Before we begin putting a POC together, does anyone have any feedback on this approach?
We also need to figure out the communication protocol. We have mentioned gRPC, JSON-RPC, and XPC. Any preference? Pros and cons?
This is what I know of the topic, so people, please correct me if I'm wrong.
JSON-RPC (Personally never used it)
Pros:
- Human readable
- Relative easy to learn
- Language agnostic
Cons:
- Slower due to text encoding and decoding over the network
- Not type save
gRPC (Tinkered with this)
Pros:
- Fast, low latency
- Widely used in micro-service architectures (So it's "battle-tested")
- Type save
- Auto generated code based on .proto files
- Language agnostic
Cons:
- Not human readable, uses binary
- Steep learning curve (In my opinion)
XPC (Personally never used it, actually never heard of it prior)

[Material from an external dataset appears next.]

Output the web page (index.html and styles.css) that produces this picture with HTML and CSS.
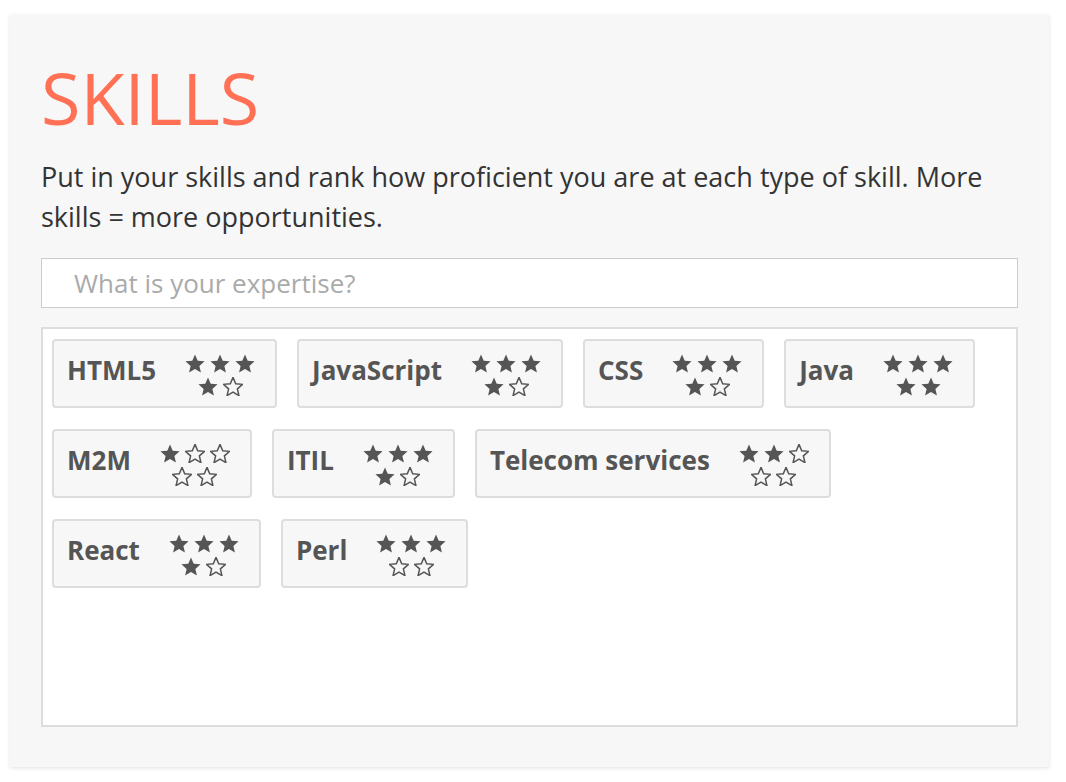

So, I don't really no the pros and cons of this. But it does seems like very few developers use this. The issue I see with that is that it could take more time develop the system if it's decided that this protocol is used. Also I have no idea how this would interact with the JavaScript API. The thing that it has going for it, is that it is Apple native, but I don't think that matters. So, my conclusion would be that I wouldn't recommend using XPC.
gRPC has my personal preference, but on whether to use it would kind of depend on how many people in our community know how it works and/or want to learn how it works. As far as I know, it's mainly used in backend development and I assume most of the CodeEdit community are frontend developers.
I've worked with grpc for last few years and its really good tool to communicate between 2 servers. We don't really need human-readability, since there's nobody in between to read request/response data. Also I can't say it has steep curve. It has some issues if you compile it from sources for specific platform, but if you use prebuilt binaries then IDE should provide code completion for generated code.
I have app that makes you to use UI to compile your proto files into specific language. https://github.com/avdept/Protobuf-GUI-Compiler
Perhaps we should discuss this topic in the next meeting because I think we should make a decision on this, because of the high priority.